Now on to some lighter reading by one of our most enjoyable and amusing naturalists.  Pete Dunne is director of the Cape May Bird Observatory and a terrific author who weaves reflections on nature with portraits of birding personalities he has met over many years.  The title story of this collection is, quite simply, the finest piece of short story fiction ever written about birding.




Songbird Journeys:  Four Seasons in the Lives of Migratory Birds  by Miyoko Chu

This little gem of a book is written by one of our most informative and enjoyable ornithologists.  Miyoko leads us on a pleasant birding 'day' that lasts through the seasons and reflects on some of the most interesting science in the field, from watching birds cross the moon through telescopes to acoustic bird counts and radar science during the midnight migrations.  Beautiful color plates by Evan Barbour are a bonus.




There are (at least!) two popular books on advanced birding-- The first, by popular naturalist Kenn Kaufman, is a Peterson Field guide aimed for the birder at the near professional level-- for birding 'at the next level'--say, distinguishing a juvenile Western Sandpiper from a semipalmated. There's plenty of information about the approach to advanced birding, as well as technical refreshers and notes on pitfalls and terminology. Chapters on terns, fall warblers, dowitchers and scaups are rather technical. Now in it's 2nd edition, the Field Guide to Advanced Birding takes an in depth look at the most difficult birding challenges.


A practical and entertaining alternative for the less academic birder is Identify Yourself by Bird Watcher's Digest editor Bill Thompson. Written in a relaxed and casual style, this delightful and information-packed book can give any birder a real advantage when confronted with an unexpected bird-- a vireo or owl, or any of the more commonly confused swallows, warblers, or sparrows. The illustrations by his wife Julie Zickefoose are outstanding. You'll want to read this one over and over!

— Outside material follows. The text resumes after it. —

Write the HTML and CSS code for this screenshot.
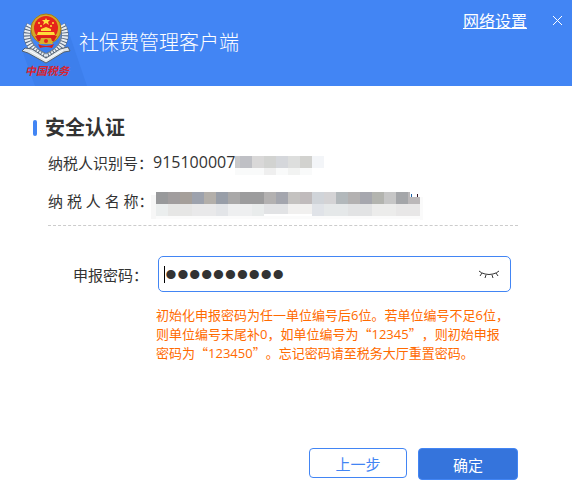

Forest Forensics: A Field Guide to Reading the Forested Landscape

By Tom Wessels.

How long ago was this piece of land used by the early settlers?  Were these woods once used for crops or grazing?  Which side of this old stone fence was pasture, or which side plowed?  Can we identify the species of this old dead knot? What kind of stump is here, and which species of tree stump rots away leaving intact bark rings?  All these questions, and more, are answered in this fascinating new book by Tom Wessels of Antioch University in New England.  Richly illustrated with beautiful color photos, this little pearl of a book can transform a walk in the woods into an exciting dectective story!


Birdology by Sy Montgomery

For an imaginative and entertaining group of stories about such diverse birds as chickens and crows to the potentially lethal cassowary, try Birdology, an adventure book just published by Sy Montgomery, nature lover and children’s author.  As the jacket claims, each chapter describes a “different and utterly surprising aspect of what makes a bird a bird” with amusing and enlightening detail.  One reviewer at Amazon noted "Montgomery manages again to do what shes does so well; to blend extensive information about animals with enormous empathy for them, with unusual insights into their lives derived from her personal experiences with diverse creatures. Birdology looks at the lives and abilities and evolution of birds from this unique perspective, using several particular species as exemplars." A good vacation read or gift for someone as young as fourteen.


The Armchair Birder:  by John Yow

My first choice for an entertaining read for adults is John Yow’s new book on common birds.  “I can’t claim to have driven 300 miles in the middle of the night to see the avocets at dawn on Delaware Bay” John states in his introduction—but what he has achieved is a well-researched and deeply rewarding narrative on some of our most well-known birds—starting with the Carolina Wren and Eastern Phoebe and working up to philosophical discussions of Scarlet Tanagers and even Brown-Headed Cowbirds!  Owls, warblers, woodpeckers all get their chance on center stage with this remarkably observant and introspective naturalist.